Logo nas primeiras semanas de isolamento social, imposto pela pandemia do Novo Coronavírus, constatou-se, em todos os quadrantes do planeta, um aumento expressivo da violência familiar contra as mulheres. Estudos apontam que a elevação dos índices de violência decorreu do aumento da tensão no ambiente doméstico causado pela angústia e mal-estar que, naturalmente, afloram da situação de isolamento, pelas dificuldades econômicas, desemprego, consumo excessivo de bebidas alcoólicas, dentre outros fatores.
A situação se revela bem mais preocupante na medida em que, confinadas em casa, as mulheres se tornam “presas fáceis” para os seus agressores e por estarem também, constantemente, sendo por eles “vigiadas”, ficam impedidas de buscar socorro. Bem por isso, aliás, é que estudiosos dessa macabra realidade que permeia nossa sociedade vêm indicando iniciativas, excepcionais, próprias para serem adotadas nestes tempos de confinamento, visando a proteger as mulheres agredidas ou que se encontram em estado de risco.
Esse quadro, inteiramente revoltante, que exterioriza, o quanto mais, uma conhecida e repugnante cultura machista e opressora contra as mulheres, obriga-nos, por outro lado, a novas reflexões.
Com efeito, é de ver que, a par de todos os fatores apontados logo acima, é a convivência diária e em tempo integral no mesmo espaço familiar que, pelo que se nota, proporciona o ambiente propício para a eclosão da violência. Significa dizer, então, que se ao invés do isolamento social tivéssemos, a qualquer tempo, com ou sem pandemia, uma espécie de “isolamento conjugal regrado”, pelo qual os casais somente se encontrassem para o descanso noturno, os índices de violência doméstica contra as mulheres seriam bem menores.
Essa realidade descortina, à vista de todos, um cenário de extrema fragilidade nas relações afetivas que, de tão débeis, não suportam o que nelas deveria ser o mais elementar; a convivência, o trato diário, o companheirismo e a intimidade. Para ser mais agudo, pode-se dizer que tudo isso mostra, a rigor, a ausência de amor, sentimento sublime e fundamental, nessas relações afetivas.

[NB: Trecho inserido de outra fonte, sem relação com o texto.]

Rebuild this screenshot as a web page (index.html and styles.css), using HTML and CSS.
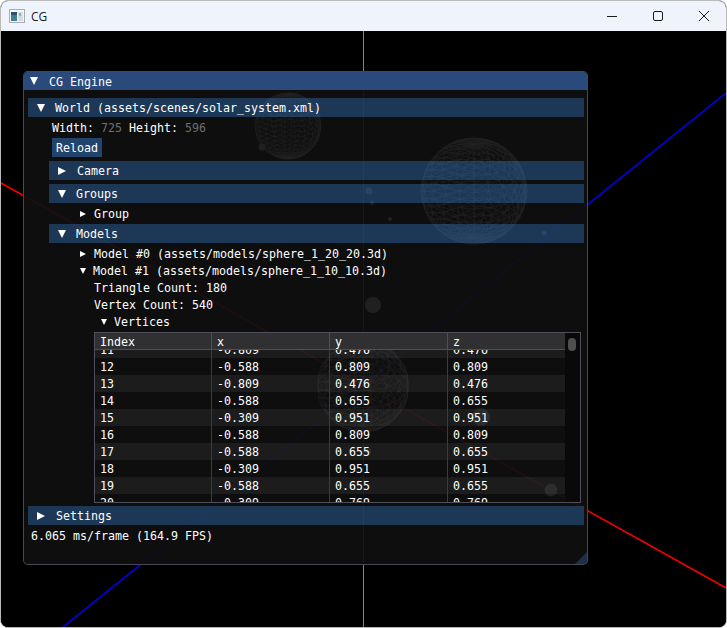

Em recente debate num encontro virtual realizado pelo Instituto Brasileiro de Direito de Família – DF, apresentei esse meu ponto de vista acerca do assunto e, logo de pronto, uma psicóloga que também participava da discussão sugeriu que esse estado de coisa materializa aquilo que Zygmunt Bauman, sociólogo e filósofo polonês, chamava de “amor líquido” caracterizado, justamente pela fragilidade e fluidez dos laços humanos, inclusive, aqueles de natureza afetiva e familiar.
De fato, é bem provável que estamos a viver na “Modernidade Líquida”, conceito muito bem elaborado por Bauman, e, nesse contexto, recebemos todos os influxos dela advindos. Assim, em conformidade com o pensamento do sociólogo polonês, devemos admitir que nos tempos atuais, em vista de uma série de fatores sociais, econômicos, tecnológicos, dentre outros, as relações afetivas são, em regra, instáveis, de pouca duração, com laços não muito apertados de compromisso e que, porquanto, tendem a se desfazerem em pouco tempo. Aliás, Bauman entendia que o homem moderno convive com certo conflito, qual seja: de um lado o medo da solidão, que o leva a buscar a companhia de outro (a); e, no lado oposto, o desejo de liberdade plena para gozar de todas as oportunidades da vida contemporânea, o que lhe faz afastar da ideia de relacionamentos estáveis que possam criar vínculos fortes, inflexíveis, duradouros.
Mas, se o “amor líquido”, a despeito do que podem pensar os mais conservadores, é mesmo uma realidade social, mostra-se absolutamente necessário que os casais, mais do que nunca, saibam dimensionar o tempo da sua “validade”. É imperioso que avaliem, permanentemente, até quando a relação “vale a pena” e quando chega o tempo de se ganhar a “liberdade” que, intimamente, possa estar pedindo passagem.
Assim, nessa linha intelectiva, se mostraria bastante eficaz, na tentativa de se evitar, o quanto mais, a violência doméstica familiar, se tivéssemos campanhas educativas, debates, colóquios, reuniões, etc., nos quais se enfocasse não apenas formas pelas quais as mulheres devem se defender das agressões dos seus companheiros, mas, antes disso, que se problematizassem, sem peias ou meias verdades, a validade das relações afetivas, o quanto e como elas podem influenciar no bem-estar e na felicidade das pessoas. Isso poderia estimular a todos (homens e mulheres) avaliar, refletidamente, se vale a pena prosseguir nesta ou naquela relação e, desse modo, sendo o caso, livrar-se de relacionamentos angustiantes, opressores, falidos de amor, os quais passam a ser campos férteis para a violência.